# Challenge
Leave out the pictures, and return only the lines running from the one that contains "Clone this screenshot in Tailwind CSS." to the one that contains "</main></body></html>", both included, exactly as they appear.

# Information shown
· · · ·
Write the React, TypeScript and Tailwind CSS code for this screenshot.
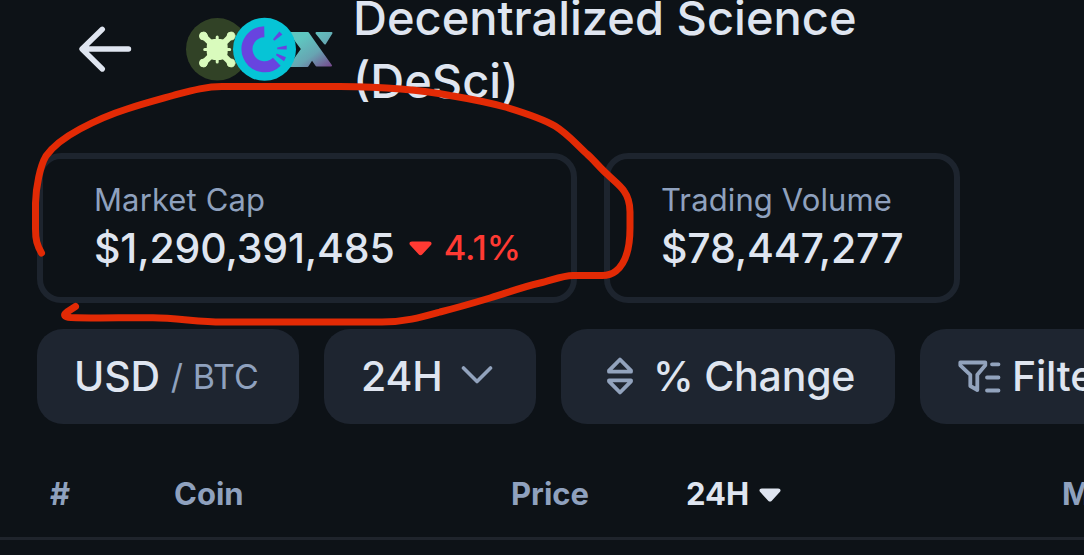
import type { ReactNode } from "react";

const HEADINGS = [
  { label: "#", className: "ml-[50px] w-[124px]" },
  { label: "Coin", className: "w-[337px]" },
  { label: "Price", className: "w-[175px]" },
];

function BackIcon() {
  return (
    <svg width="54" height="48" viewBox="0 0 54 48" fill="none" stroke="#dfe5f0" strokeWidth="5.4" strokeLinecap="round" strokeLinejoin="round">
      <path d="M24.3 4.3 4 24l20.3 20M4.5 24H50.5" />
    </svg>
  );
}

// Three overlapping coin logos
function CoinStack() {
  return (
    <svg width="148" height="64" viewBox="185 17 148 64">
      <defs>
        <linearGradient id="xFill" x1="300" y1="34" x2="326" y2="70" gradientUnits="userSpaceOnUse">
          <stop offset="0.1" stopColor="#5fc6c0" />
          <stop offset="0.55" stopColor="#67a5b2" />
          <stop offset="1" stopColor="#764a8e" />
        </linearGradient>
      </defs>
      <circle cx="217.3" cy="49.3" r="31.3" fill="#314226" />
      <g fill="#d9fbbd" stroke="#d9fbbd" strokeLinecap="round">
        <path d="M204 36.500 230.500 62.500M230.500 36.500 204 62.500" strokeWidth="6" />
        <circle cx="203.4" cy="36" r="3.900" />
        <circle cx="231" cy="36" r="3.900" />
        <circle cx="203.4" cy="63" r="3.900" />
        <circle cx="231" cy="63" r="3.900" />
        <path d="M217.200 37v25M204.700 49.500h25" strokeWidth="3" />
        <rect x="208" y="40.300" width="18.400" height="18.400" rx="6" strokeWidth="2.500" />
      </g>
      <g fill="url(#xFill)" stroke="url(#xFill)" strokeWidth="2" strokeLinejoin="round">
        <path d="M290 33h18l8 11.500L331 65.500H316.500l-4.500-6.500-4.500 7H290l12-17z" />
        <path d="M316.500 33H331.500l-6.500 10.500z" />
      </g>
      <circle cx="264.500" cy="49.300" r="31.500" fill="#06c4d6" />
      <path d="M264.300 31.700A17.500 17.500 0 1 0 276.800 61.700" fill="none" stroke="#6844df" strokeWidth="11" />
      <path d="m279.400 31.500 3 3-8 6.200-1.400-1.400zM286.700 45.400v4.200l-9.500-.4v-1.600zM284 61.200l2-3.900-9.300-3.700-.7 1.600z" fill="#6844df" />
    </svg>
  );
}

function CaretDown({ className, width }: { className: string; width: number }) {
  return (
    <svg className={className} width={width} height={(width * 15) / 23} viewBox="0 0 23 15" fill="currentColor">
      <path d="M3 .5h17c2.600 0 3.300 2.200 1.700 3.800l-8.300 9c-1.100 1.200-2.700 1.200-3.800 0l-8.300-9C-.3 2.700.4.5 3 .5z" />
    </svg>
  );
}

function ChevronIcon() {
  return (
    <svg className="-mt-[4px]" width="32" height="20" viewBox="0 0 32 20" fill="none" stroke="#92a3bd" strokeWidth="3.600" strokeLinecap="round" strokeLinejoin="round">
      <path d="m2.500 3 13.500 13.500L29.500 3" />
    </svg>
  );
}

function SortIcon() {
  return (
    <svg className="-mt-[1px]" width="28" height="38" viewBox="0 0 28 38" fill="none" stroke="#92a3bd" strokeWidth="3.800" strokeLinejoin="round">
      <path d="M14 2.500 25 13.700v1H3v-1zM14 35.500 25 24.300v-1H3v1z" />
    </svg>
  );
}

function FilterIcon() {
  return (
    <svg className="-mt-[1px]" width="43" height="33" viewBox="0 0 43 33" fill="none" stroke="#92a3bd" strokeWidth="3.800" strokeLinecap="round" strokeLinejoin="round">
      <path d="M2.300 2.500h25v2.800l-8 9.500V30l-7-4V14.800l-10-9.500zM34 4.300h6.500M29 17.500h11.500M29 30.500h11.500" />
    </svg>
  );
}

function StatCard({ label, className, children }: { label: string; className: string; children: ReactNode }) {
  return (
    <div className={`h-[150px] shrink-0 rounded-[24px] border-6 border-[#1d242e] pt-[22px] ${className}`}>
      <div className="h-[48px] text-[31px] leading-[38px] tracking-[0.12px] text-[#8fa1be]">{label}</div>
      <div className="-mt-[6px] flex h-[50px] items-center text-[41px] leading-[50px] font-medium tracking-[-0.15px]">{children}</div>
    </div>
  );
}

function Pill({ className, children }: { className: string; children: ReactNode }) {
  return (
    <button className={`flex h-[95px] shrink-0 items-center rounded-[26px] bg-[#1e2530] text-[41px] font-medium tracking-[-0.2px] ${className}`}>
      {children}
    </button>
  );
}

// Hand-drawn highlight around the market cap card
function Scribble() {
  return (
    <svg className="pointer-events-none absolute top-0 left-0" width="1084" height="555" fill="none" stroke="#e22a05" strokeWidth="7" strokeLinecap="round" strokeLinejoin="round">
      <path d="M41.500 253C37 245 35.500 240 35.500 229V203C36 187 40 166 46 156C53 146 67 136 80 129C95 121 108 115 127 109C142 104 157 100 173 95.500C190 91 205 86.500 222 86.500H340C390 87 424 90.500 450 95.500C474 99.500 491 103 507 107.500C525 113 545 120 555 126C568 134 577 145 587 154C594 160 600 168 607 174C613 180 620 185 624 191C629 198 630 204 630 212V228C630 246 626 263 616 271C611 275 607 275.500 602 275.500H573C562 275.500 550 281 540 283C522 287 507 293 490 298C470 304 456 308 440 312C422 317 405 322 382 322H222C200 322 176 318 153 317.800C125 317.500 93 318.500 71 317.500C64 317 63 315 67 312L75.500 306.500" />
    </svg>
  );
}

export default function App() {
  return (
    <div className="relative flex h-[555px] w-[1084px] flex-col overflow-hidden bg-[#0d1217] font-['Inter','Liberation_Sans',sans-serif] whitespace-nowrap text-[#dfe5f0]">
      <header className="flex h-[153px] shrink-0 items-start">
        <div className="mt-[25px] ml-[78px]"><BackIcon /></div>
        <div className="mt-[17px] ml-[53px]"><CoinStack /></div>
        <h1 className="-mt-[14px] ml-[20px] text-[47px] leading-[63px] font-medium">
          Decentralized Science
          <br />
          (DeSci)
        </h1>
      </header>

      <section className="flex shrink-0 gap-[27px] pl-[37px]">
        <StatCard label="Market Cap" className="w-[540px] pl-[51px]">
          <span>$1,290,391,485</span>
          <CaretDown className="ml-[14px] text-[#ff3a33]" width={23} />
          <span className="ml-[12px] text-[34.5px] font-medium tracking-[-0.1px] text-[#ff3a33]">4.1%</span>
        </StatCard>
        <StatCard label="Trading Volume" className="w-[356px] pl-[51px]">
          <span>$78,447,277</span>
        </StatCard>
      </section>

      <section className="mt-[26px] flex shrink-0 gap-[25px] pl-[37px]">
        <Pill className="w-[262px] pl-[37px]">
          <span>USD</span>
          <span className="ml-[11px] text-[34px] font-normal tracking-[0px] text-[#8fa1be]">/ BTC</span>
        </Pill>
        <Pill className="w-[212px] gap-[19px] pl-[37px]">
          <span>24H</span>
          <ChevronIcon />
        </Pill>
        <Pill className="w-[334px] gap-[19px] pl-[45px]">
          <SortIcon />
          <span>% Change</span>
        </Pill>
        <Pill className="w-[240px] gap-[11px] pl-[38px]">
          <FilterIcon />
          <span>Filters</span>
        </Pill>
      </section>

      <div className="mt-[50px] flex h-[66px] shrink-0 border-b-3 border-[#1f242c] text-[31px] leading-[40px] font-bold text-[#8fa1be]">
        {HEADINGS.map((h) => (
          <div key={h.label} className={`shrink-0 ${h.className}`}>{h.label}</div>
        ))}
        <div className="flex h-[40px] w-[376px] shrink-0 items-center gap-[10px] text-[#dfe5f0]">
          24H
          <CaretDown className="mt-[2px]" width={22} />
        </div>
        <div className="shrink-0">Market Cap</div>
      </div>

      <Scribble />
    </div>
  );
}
· · · ·
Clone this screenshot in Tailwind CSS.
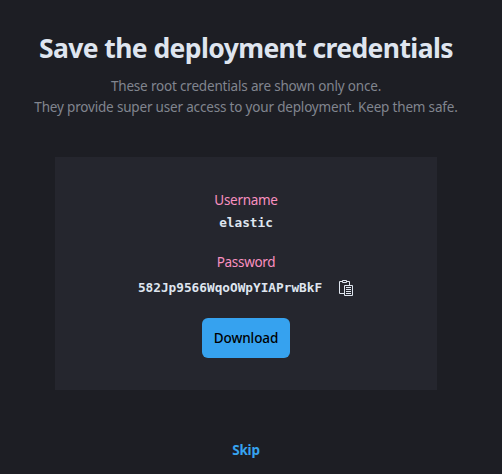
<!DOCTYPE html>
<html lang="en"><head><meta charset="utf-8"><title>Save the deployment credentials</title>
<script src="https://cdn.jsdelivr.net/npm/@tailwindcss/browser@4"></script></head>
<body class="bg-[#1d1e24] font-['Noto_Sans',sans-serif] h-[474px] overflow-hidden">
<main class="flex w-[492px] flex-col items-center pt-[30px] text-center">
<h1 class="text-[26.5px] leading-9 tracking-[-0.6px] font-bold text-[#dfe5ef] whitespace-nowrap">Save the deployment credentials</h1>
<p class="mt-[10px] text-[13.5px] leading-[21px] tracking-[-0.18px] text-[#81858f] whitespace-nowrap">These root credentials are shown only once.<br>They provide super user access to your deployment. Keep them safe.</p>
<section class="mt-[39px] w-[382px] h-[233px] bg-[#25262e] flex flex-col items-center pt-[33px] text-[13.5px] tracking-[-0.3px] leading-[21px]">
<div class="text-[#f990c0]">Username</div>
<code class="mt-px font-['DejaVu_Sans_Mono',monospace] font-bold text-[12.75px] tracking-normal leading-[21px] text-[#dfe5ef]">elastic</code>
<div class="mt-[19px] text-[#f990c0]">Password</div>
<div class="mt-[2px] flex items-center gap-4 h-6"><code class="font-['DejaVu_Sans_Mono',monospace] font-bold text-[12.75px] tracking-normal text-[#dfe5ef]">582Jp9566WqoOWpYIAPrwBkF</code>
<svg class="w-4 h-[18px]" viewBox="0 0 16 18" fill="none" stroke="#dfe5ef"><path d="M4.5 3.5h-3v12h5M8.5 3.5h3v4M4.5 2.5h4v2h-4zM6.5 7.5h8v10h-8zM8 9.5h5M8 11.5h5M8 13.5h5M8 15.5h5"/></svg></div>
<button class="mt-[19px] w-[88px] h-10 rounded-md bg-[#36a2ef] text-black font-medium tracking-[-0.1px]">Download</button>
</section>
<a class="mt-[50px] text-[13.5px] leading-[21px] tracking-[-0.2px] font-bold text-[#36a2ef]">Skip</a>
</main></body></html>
· · · ·
# Correct result
Clone this screenshot in Tailwind CSS.
<!DOCTYPE html>
<html lang="en"><head><meta charset="utf-8"><title>Save the deployment credentials</title>
<script src="https://cdn.jsdelivr.net/npm/@tailwindcss/browser@4"></script></head>
<body class="bg-[#1d1e24] font-['Noto_Sans',sans-serif] h-[474px] overflow-hidden">
<main class="flex w-[492px] flex-col items-center pt-[30px] text-center">
<h1 class="text-[26.5px] leading-9 tracking-[-0.6px] font-bold text-[#dfe5ef] whitespace-nowrap">Save the deployment credentials</h1>
<p class="mt-[10px] text-[13.5px] leading-[21px] tracking-[-0.18px] text-[#81858f] whitespace-nowrap">These root credentials are shown only once.<br>They provide super user access to your deployment. Keep them safe.</p>
<section class="mt-[39px] w-[382px] h-[233px] bg-[#25262e] flex flex-col items-center pt-[33px] text-[13.5px] tracking-[-0.3px] leading-[21px]">
<div class="text-[#f990c0]">Username</div>
<code class="mt-px font-['DejaVu_Sans_Mono',monospace] font-bold text-[12.75px] tracking-normal leading-[21px] text-[#dfe5ef]">elastic</code>
<div class="mt-[19px] text-[#f990c0]">Password</div>
<div class="mt-[2px] flex items-center gap-4 h-6"><code class="font-['DejaVu_Sans_Mono',monospace] font-bold text-[12.75px] tracking-normal text-[#dfe5ef]">582Jp9566WqoOWpYIAPrwBkF</code>
<svg class="w-4 h-[18px]" viewBox="0 0 16 18" fill="none" stroke="#dfe5ef"><path d="M4.5 3.5h-3v12h5M8.5 3.5h3v4M4.5 2.5h4v2h-4zM6.5 7.5h8v10h-8zM8 9.5h5M8 11.5h5M8 13.5h5M8 15.5h5"/></svg></div>
<button class="mt-[19px] w-[88px] h-10 rounded-md bg-[#36a2ef] text-black font-medium tracking-[-0.1px]">Download</button>
</section>
<a class="mt-[50px] text-[13.5px] leading-[21px] tracking-[-0.2px] font-bold text-[#36a2ef]">Skip</a>
</main></body></html>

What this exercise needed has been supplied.